» Work required
Pull every line containing "this" from the entries.
** Start Data for the task **
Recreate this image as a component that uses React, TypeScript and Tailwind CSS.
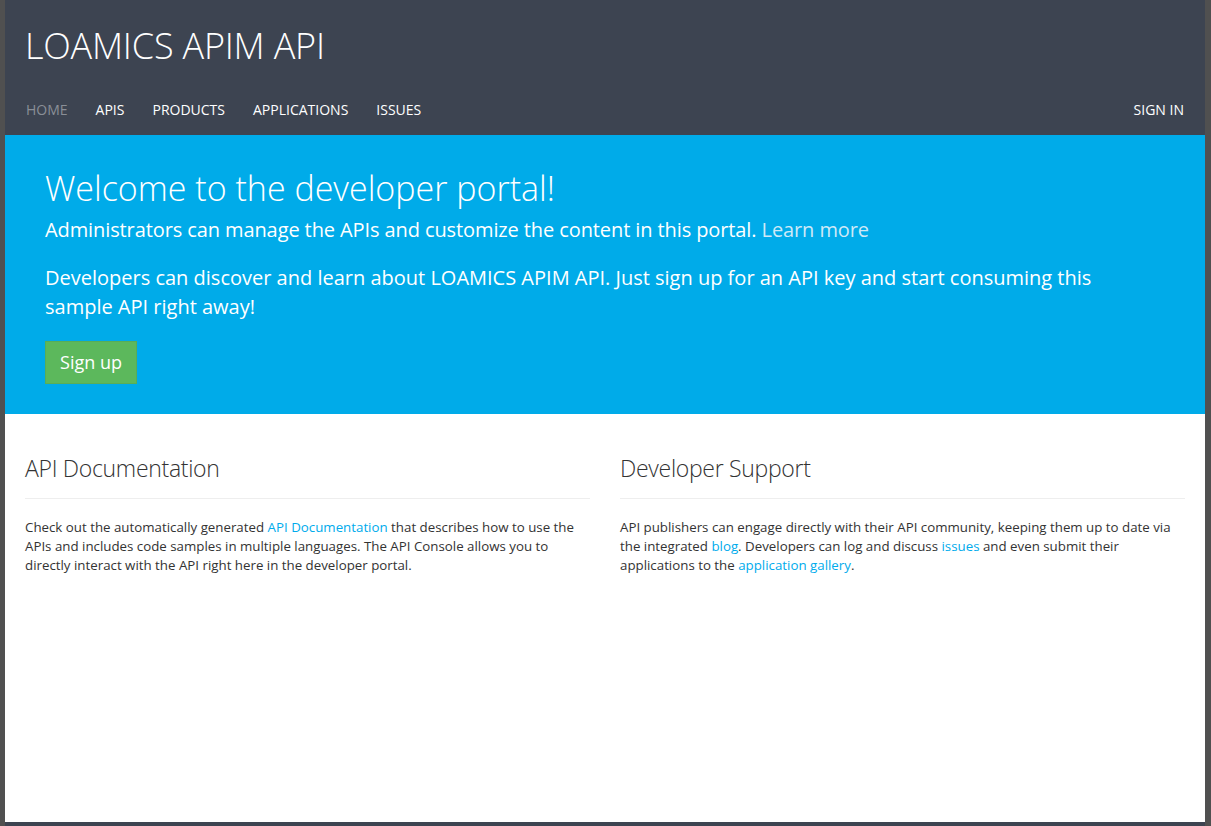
const navItems = ["APIS", "PRODUCTS", "APPLICATIONS", "ISSUES"];

const App = () => {
  return (
    <div className="flex h-[826px] flex-col border-l-[5px] border-r-[6px] border-[#505050] bg-white font-['Open_Sans',sans-serif] text-[#333]">
      <header className="bg-[#3d4451] px-5">
        <h1 className="pt-[22px] text-[36px] leading-[48px] font-light tracking-[-0.2px] text-white">
          LOAMICS APIM API
        </h1>
        <nav className="mt-[30px] flex h-[35px] items-start text-[14px] leading-5 uppercase">
          <div className="flex gap-[28px] pl-[1px]">
            <a className="text-[#8a8f97]">Home</a>
            {navItems.map((item) => (
              <a key={item} className="text-white">
                {item}
              </a>
            ))}
          </div>
          <a className="ml-auto pr-[1px] text-white">Sign in</a>
        </nav>
      </header>

      <section className="h-[279px] bg-[#00abe9] px-10 pt-[31px] text-white">
        <h2 className="text-[34px] leading-[44px] font-light">
          Welcome to the developer portal!
        </h2>
        <p className="mt-[5px] text-[20px] leading-[30px] tracking-[-0.1px]">
          Administrators can manage the APIs and customize the content in this
          portal. <a className="text-[#cfe9f7]">Learn more</a>
        </p>
        <p className="mt-[18px] max-w-[1080px] text-[20px] leading-[29px]">
          Developers can discover and learn about LOAMICS APIM API. Just sign
          up for an API key and start consuming this sample API right away!
        </p>
        <button className="mt-[20px] h-[43px] w-[92px] border border-[#58ad58] bg-[#5cb85c] text-[18px] text-white">
          Sign up
        </button>
      </section>

      <main className="grid flex-1 grid-cols-2 gap-[30px] px-5 pt-[38px]">
        <div>
          <h3 className="text-[23px] leading-8 font-light tracking-[-0.3px]">
            API Documentation
          </h3>
          <hr className="mt-[14px] border-[#eee]" />
          <p className="mt-[19px] text-[13.3px] leading-[19px]">
            Check out the automatically generated{" "}
            <a className="text-[#00abec]">API Documentation</a> that describes
            how to use the APIs and includes code samples in multiple languages.
            The API Console allows you to directly interact with the API right
            here in the developer portal.
          </p>
        </div>
        <div>
          <h3 className="text-[23px] leading-8 font-light tracking-[-0.3px]">
            Developer Support
          </h3>
          <hr className="mt-[14px] border-[#eee]" />
          <p className="mt-[19px] text-[13.3px] leading-[19px]">
            API publishers can engage directly with their API community, keeping
            them up to date via the integrated{" "}
            <a className="text-[#00abec]">blog</a>. Developers can log and
            discuss <a className="text-[#00abec]">issues</a> and even submit
            their applications to the{" "}
            <a className="text-[#00abec]">application gallery</a>.
          </p>
        </div>
      </main>

      <footer className="h-[4px] bg-[#3d4451]" />
    </div>
  );
};

export default App;
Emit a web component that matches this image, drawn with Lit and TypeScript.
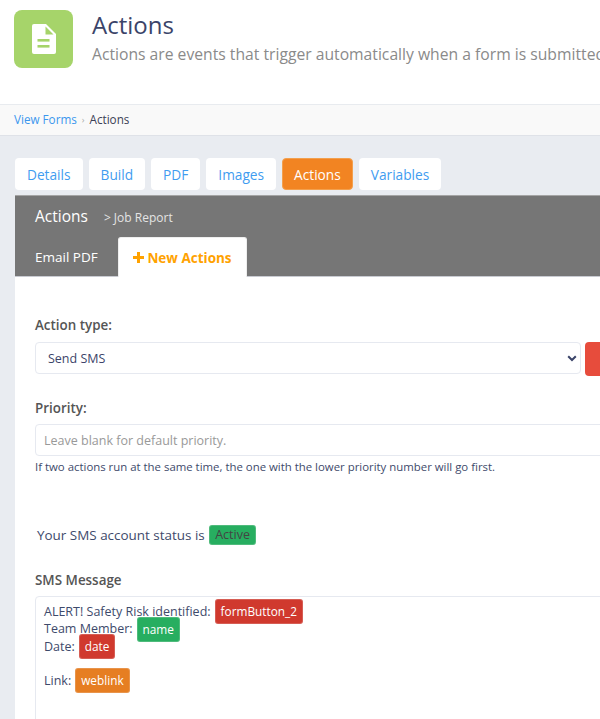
import { LitElement, html, css } from "lit";
import { customElement } from "lit/decorators.js";

@customElement("app-root")
export class AppRoot extends LitElement {
  static styles = css`
    :host { display: block; width: 600px; height: 719px; overflow: hidden; background: #e9ecf1; font-family: "Open Sans", sans-serif; color: #3e4a6b; }
    * { box-sizing: border-box; }
    .head { height: 104px; background: #fff; display: flex; padding: 10px 0 0 14px; gap: 19px; white-space: nowrap; }
    .logo { width: 59px; height: 58px; border-radius: 8px; background: #a6d46a; display: flex; align-items: center; justify-content: center; flex: none; }
    .title { font-size: 24px; line-height: 33px; color: #3b4469; margin-top: -2px; }
    .sub { font-size: 15.7px; line-height: 22px; color: #8a8a8a; margin-top: 2px; }
    .crumb { height: 32px; background: #f9f9f9; border-top: 1px solid #e8ebef; border-bottom: 1px solid #dfe2e8; padding: 0 0 2px 14px; display: flex; align-items: center; font-size: 11.7px; }
    .crumb a { color: #3b97ee; }
    .crumb i { font-style: normal; color: #aaa; margin: 0 5px; font-size: 9px; }
    .crumb span { color: #3b4055; }
    .tabs { display: flex; gap: 6px; padding: 22px 0 0 15px; height: 59px; }
    .tab { height: 32px; padding: 0 12px; border-radius: 4px; background: #fff; color: #3f9cf0; font-size: 13.7px; display: flex; align-items: center; }
    .tab.on { background: #f28422; color: #fff; border: 1px solid #f3a04e; padding: 0 11px; }
    .panel { margin-left: 15px; width: 640px; height: 524px; background: #fff; }
    .band { height: 82px; background: #767676; border-top: 1px solid #a5a5a5; border-bottom: 1px solid #c9cbd2; color: #fff; padding-left: 20px; display: flex; flex-direction: column; }
    .band-top { display: flex; align-items: baseline; height: 41px; padding-top: 9px; }
    .band-top b { font-weight: 400; font-size: 15.5px; }
    .band-top span { font-size: 12px; margin-left: 16px; color: #e4e4e4; }
    .band-tabs { display: flex; align-items: stretch; height: 39px; }
    .band-tab { font-size: 13.5px; display: flex; align-items: center; width: 83px; }
    .band-tab.on { width: 129px; background: #fff; border-radius: 3px 3px 0 0; color: #ffa200; font-weight: 700; justify-content: center; margin-bottom: -1px; gap: 3px; border: 1px solid #eee; border-bottom: 0; }
    .form { padding: 39px 0 0 20px; }
    label { display: block; font-size: 13.4px; line-height: 18px; font-weight: 600; color: #555; }
    .row { display: flex; gap: 4px; margin-top: 8px; }
    .select { width: 546px; height: 32px; border: 1px solid #e6e9f0; border-radius: 4px; padding: 0 0 0 12px; display: flex; align-items: center; justify-content: space-between; font-size: 12.5px; color: #3b4469; }
    .select svg { margin-right: 3px; }
    .del { width: 40px; height: 34px; background: #e74c3c; border-radius: 4px; }
    .input { height: 32px; border: 1px solid #e6e9f0; border-radius: 4px; padding-left: 8px; display: flex; align-items: center; font-size: 12.5px; color: #999; margin-top: 7px; }
    .help { font-size: 11.4px; line-height: 14px; margin-top: 4px; color: #3e4a6b; }
    .status { display: flex; align-items: center; gap: 4px; font-size: 13.45px; padding-left: 2px; height: 20px; margin-top: 51px; }
    .badge { display: inline-block; padding: 0 5px; border-radius: 3px; font-size: 11.8px; line-height: 23px; color: #fff; border: 1px solid #eee3; vertical-align: middle; }
    .status .badge { background: #27ae60; color: #444; font-size: 12.5px; line-height: 18px; padding: 0 5.5px; }
    .green { background: #27ae60; }
    .red { background: #d0392e; }
    .orange { background: #e67e22; }
    .editor { margin-top: 7px; height: 140px; border: 1px solid #e6e9f0; border-top-left-radius: 4px; padding: 6px 8px; font-size: 12.5px; line-height: 17.4px; }
    .editor div { height: 17.4px; display: flex; align-items: center; gap: 4px; white-space: nowrap; }
    .editor div.gap { margin-top: 17px; }
    .priority { margin-top: 23px; }
    .sms { margin-top: 26px; }
  `;

  render() {
    return html`
      <div class="head">
        <div class="logo">
          <svg width="24" height="30" viewBox="0 0 24 30">
            <path d="M2 0h12l10 10v18a2 2 0 0 1-2 2H2a2 2 0 0 1-2-2V2a2 2 0 0 1 2-2z" fill="#fff"/>
            <path d="M13.500 2.500l8 8h-8z" fill="#a6d46a"/>
            <rect x="5.500" y="15" width="12" height="2.600" fill="#a6d46a"/>
            <rect x="5.500" y="21" width="12" height="2.600" fill="#a6d46a"/>
          </svg>
        </div>
        <div>
          <div class="title">Actions</div>
          <div class="sub">Actions are events that trigger automatically when a form is submitted.</div>
        </div>
      </div>
      <div class="crumb"><a>View Forms</a><i>›</i><span>Actions</span></div>
      <div class="tabs">
        <div class="tab">Details</div>
        <div class="tab">Build</div>
        <div class="tab">PDF</div>
        <div class="tab">Images</div>
        <div class="tab on">Actions</div>
        <div class="tab">Variables</div>
      </div>
      <div class="panel">
        <div class="band">
          <div class="band-top"><b>Actions</b><span>&gt; Job Report</span></div>
          <div class="band-tabs">
            <div class="band-tab">Email PDF</div>
            <div class="band-tab on">
              <svg width="11" height="11" viewBox="0 0 11 11"><path d="M4 0h3v4h4v3H7v4H4V7H0V4h4z" fill="#ffa200"/></svg>
              New Actions
            </div>
          </div>
        </div>
        <div class="form">
          <label>Action type:</label>
          <div class="row">
            <div class="select">Send SMS
              <svg width="10" height="7" viewBox="0 0 10 7"><path d="M1.200 1.200L5 5l3.800-3.800" fill="none" stroke="#3b4469" stroke-width="2"/></svg>
            </div>
            <div class="del"></div>
          </div>
          <label class="priority">Priority:</label>
          <div class="input">Leave blank for default priority.</div>
          <div class="help">If two actions run at the same time, the one with the lower priority number will go first.</div>
          <div class="status">Your SMS account status is <span class="badge">Active</span></div>
          <label class="sms">SMS Message</label>
          <div class="editor">
            <div>ALERT! Safety Risk identified: <span class="badge red">formButton_2</span></div>
            <div>Team Member: <span class="badge green">name</span></div>
            <div>Date: <span class="badge red">date</span></div>
            <div class="gap">Link: <span class="badge orange">weblink</span></div>
          </div>
        </div>
      </div>
    `;
  }
}
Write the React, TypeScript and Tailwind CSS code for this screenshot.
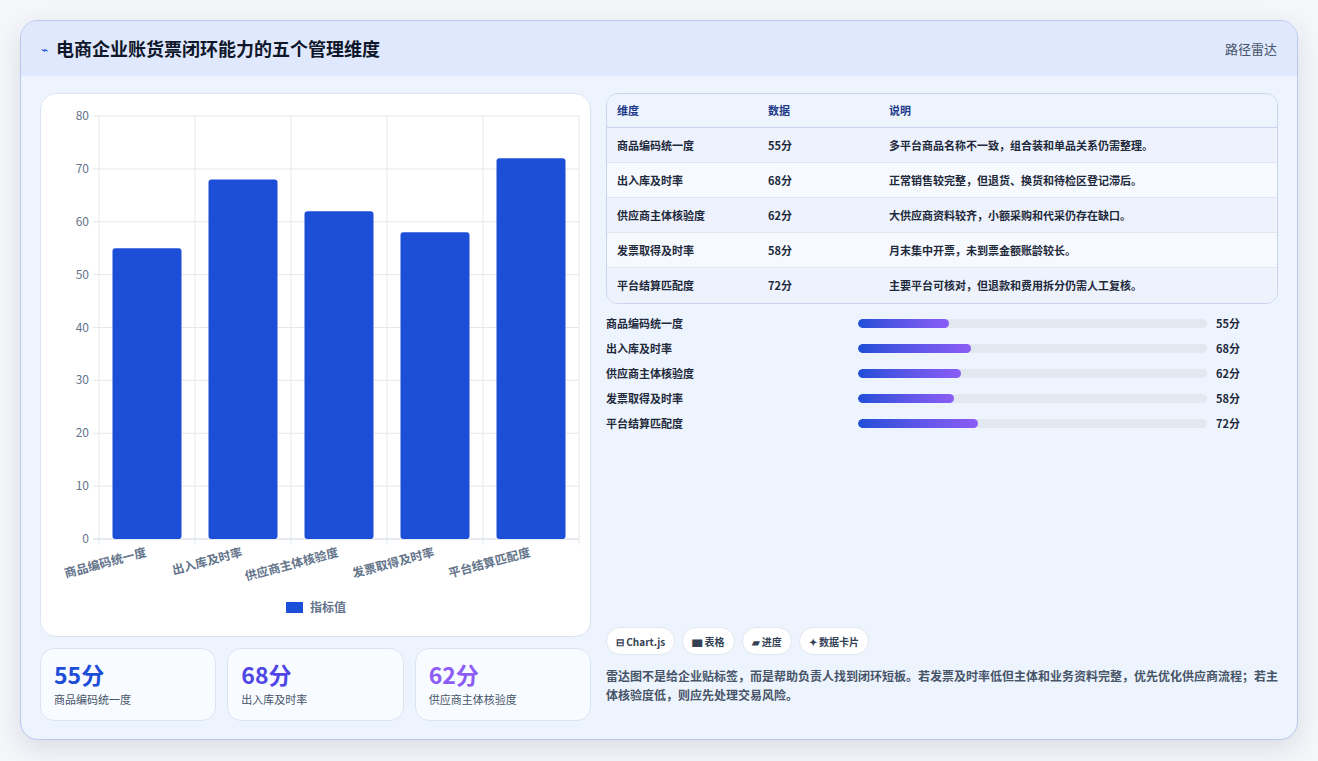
** End Data for the task **
» Output
Recreate this image as a component that uses React, TypeScript and Tailwind CSS.
          Administrators can manage the APIs and customize the content in this
          up for an API key and start consuming this sample API right away!
Emit a web component that matches this image, drawn with Lit and TypeScript.
Write the React, TypeScript and Tailwind CSS code for this screenshot.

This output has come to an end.